(TASK GOAL)
Strip the pictures and reproduce the rest of the listing exactly.

.....

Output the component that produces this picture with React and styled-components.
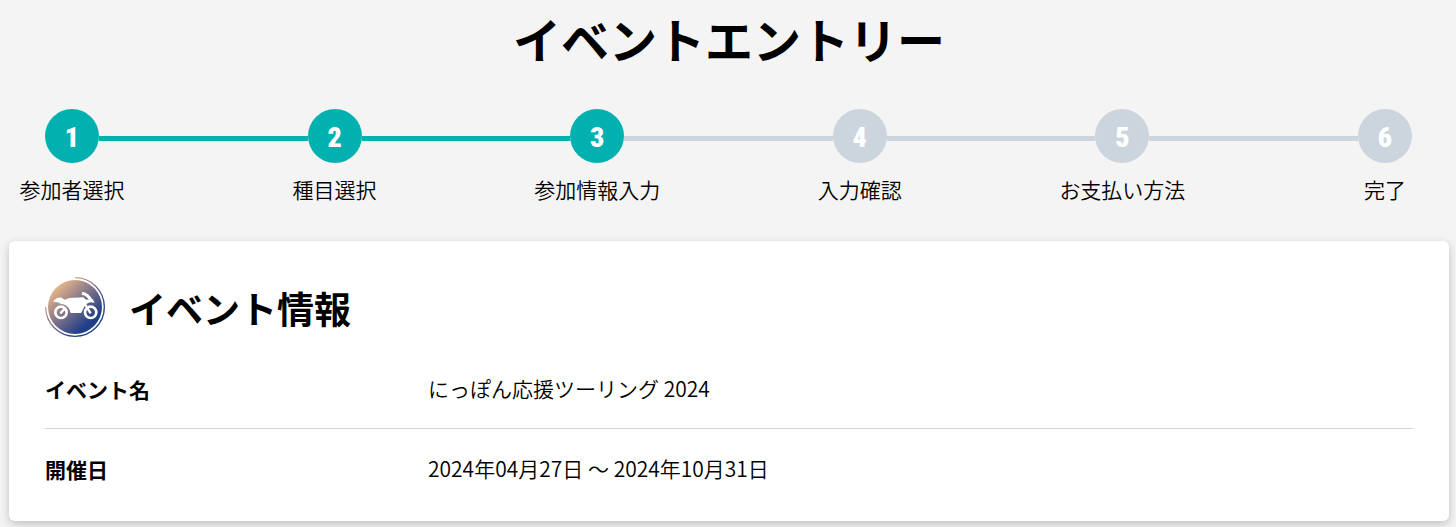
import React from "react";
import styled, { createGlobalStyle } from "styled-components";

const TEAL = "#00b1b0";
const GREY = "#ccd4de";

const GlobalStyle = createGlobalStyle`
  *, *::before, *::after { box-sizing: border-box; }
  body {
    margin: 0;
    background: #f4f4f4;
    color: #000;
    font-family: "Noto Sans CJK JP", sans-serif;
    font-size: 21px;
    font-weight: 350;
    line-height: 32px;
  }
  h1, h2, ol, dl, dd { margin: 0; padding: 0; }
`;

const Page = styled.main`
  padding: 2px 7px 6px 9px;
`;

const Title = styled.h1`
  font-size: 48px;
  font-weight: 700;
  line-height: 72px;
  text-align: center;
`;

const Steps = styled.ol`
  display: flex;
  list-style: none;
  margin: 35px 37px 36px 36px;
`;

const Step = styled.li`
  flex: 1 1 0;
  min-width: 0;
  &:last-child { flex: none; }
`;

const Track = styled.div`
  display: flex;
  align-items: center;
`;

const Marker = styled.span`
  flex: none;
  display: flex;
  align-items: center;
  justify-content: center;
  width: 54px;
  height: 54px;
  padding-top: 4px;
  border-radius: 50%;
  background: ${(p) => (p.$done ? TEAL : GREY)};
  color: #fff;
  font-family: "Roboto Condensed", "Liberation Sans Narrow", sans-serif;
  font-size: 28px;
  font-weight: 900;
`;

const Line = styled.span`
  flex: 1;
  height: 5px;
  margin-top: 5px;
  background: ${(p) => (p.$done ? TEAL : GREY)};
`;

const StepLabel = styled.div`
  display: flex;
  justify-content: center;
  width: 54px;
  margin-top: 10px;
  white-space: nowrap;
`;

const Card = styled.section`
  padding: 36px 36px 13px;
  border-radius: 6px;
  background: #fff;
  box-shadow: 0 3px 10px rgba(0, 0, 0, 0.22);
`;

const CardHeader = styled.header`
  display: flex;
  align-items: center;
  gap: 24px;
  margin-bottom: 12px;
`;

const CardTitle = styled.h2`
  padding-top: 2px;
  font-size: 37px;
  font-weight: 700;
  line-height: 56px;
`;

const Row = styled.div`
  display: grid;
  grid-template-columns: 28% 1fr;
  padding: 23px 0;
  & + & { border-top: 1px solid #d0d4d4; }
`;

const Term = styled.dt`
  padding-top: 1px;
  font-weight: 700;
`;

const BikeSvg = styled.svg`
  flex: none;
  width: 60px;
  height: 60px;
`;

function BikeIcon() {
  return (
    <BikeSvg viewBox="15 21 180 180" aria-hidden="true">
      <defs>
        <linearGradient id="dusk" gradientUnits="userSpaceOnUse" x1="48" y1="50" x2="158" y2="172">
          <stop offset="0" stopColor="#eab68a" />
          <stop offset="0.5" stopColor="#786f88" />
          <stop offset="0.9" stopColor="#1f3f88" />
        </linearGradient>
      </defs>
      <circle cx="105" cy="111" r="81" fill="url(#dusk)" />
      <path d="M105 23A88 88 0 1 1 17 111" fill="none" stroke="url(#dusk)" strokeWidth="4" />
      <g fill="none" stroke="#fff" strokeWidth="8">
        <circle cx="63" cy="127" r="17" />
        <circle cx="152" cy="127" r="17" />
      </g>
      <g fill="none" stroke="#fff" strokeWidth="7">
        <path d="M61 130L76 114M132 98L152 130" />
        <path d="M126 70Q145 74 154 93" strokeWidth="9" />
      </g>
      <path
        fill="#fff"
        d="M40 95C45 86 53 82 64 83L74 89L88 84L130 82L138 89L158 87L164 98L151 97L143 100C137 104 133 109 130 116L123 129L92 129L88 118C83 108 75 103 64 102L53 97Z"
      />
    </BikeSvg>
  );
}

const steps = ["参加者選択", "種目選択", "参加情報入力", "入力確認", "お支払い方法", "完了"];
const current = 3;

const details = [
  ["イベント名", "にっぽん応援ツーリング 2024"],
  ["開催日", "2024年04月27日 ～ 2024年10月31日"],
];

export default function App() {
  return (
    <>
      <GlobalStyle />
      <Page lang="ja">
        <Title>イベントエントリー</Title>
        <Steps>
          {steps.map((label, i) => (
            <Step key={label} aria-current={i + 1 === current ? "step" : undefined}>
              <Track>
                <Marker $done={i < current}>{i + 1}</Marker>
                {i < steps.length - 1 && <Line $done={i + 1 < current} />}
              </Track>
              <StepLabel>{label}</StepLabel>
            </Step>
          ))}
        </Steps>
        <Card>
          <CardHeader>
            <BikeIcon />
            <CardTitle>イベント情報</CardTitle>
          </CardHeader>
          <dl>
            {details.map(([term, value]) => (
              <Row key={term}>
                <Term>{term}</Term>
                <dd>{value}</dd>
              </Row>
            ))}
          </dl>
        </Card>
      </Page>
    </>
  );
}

.....

(RESPONSE TO THIS EXERCISE)
Output the component that produces this picture with React and styled-components.
import React from "react";
import styled, { createGlobalStyle } from "styled-components";

const TEAL = "#00b1b0";
const GREY = "#ccd4de";

const GlobalStyle = createGlobalStyle`
  *, *::before, *::after { box-sizing: border-box; }
  body {
    margin: 0;
    background: #f4f4f4;
    color: #000;
    font-family: "Noto Sans CJK JP", sans-serif;
    font-size: 21px;
    font-weight: 350;
    line-height: 32px;
  }
  h1, h2, ol, dl, dd { margin: 0; padding: 0; }
`;

const Page = styled.main`
  padding: 2px 7px 6px 9px;
`;

const Title = styled.h1`
  font-size: 48px;
  font-weight: 700;
  line-height: 72px;
  text-align: center;
`;

const Steps = styled.ol`
  display: flex;
  list-style: none;
  margin: 35px 37px 36px 36px;
`;

const Step = styled.li`
  flex: 1 1 0;
  min-width: 0;
  &:last-child { flex: none; }
`;

const Track = styled.div`
  display: flex;
  align-items: center;
`;

const Marker = styled.span`
  flex: none;
  display: flex;
  align-items: center;
  justify-content: center;
  width: 54px;
  height: 54px;
  padding-top: 4px;
  border-radius: 50%;
  background: ${(p) => (p.$done ? TEAL : GREY)};
  color: #fff;
  font-family: "Roboto Condensed", "Liberation Sans Narrow", sans-serif;
  font-size: 28px;
  font-weight: 900;
`;

const Line = styled.span`
  flex: 1;
  height: 5px;
  margin-top: 5px;
  background: ${(p) => (p.$done ? TEAL : GREY)};
`;

const StepLabel = styled.div`
  display: flex;
  justify-content: center;
  width: 54px;
  margin-top: 10px;
  white-space: nowrap;
`;

const Card = styled.section`
  padding: 36px 36px 13px;
  border-radius: 6px;
  background: #fff;
  box-shadow: 0 3px 10px rgba(0, 0, 0, 0.22);
`;

const CardHeader = styled.header`
  display: flex;
  align-items: center;
  gap: 24px;
  margin-bottom: 12px;
`;

const CardTitle = styled.h2`
  padding-top: 2px;
  font-size: 37px;
  font-weight: 700;
  line-height: 56px;
`;

const Row = styled.div`
  display: grid;
  grid-template-columns: 28% 1fr;
  padding: 23px 0;
  & + & { border-top: 1px solid #d0d4d4; }
`;

const Term = styled.dt`
  padding-top: 1px;
  font-weight: 700;
`;

const BikeSvg = styled.svg`
  flex: none;
  width: 60px;
  height: 60px;
`;

function BikeIcon() {
  return (
    <BikeSvg viewBox="15 21 180 180" aria-hidden="true">
      <defs>
        <linearGradient id="dusk" gradientUnits="userSpaceOnUse" x1="48" y1="50" x2="158" y2="172">
          <stop offset="0" stopColor="#eab68a" />
          <stop offset="0.5" stopColor="#786f88" />
          <stop offset="0.9" stopColor="#1f3f88" />
        </linearGradient>
      </defs>
      <circle cx="105" cy="111" r="81" fill="url(#dusk)" />
      <path d="M105 23A88 88 0 1 1 17 111" fill="none" stroke="url(#dusk)" strokeWidth="4" />
      <g fill="none" stroke="#fff" strokeWidth="8">
        <circle cx="63" cy="127" r="17" />
        <circle cx="152" cy="127" r="17" />
      </g>
      <g fill="none" stroke="#fff" strokeWidth="7">
        <path d="M61 130L76 114M132 98L152 130" />
        <path d="M126 70Q145 74 154 93" strokeWidth="9" />
      </g>
      <path
        fill="#fff"
        d="M40 95C45 86 53 82 64 83L74 89L88 84L130 82L138 89L158 87L164 98L151 97L143 100C137 104 133 109 130 116L123 129L92 129L88 118C83 108 75 103 64 102L53 97Z"
      />
    </BikeSvg>
  );
}

const steps = ["参加者選択", "種目選択", "参加情報入力", "入力確認", "お支払い方法", "完了"];
const current = 3;

const details = [
  ["イベント名", "にっぽん応援ツーリング 2024"],
  ["開催日", "2024年04月27日 ～ 2024年10月31日"],
];

export default function App() {
  return (
    <>
      <GlobalStyle />
      <Page lang="ja">
        <Title>イベントエントリー</Title>
        <Steps>
          {steps.map((label, i) => (
            <Step key={label} aria-current={i + 1 === current ? "step" : undefined}>
              <Track>
                <Marker $done={i < current}>{i + 1}</Marker>
                {i < steps.length - 1 && <Line $done={i + 1 < current} />}
              </Track>
              <StepLabel>{label}</StepLabel>
            </Step>
          ))}
        </Steps>
        <Card>
          <CardHeader>
            <BikeIcon />
            <CardTitle>イベント情報</CardTitle>
          </CardHeader>
          <dl>
            {details.map(([term, value]) => (
              <Row key={term}>
                <Term>{term}</Term>
                <dd>{value}</dd>
              </Row>
            ))}
          </dl>
        </Card>
      </Page>
    </>
  );
}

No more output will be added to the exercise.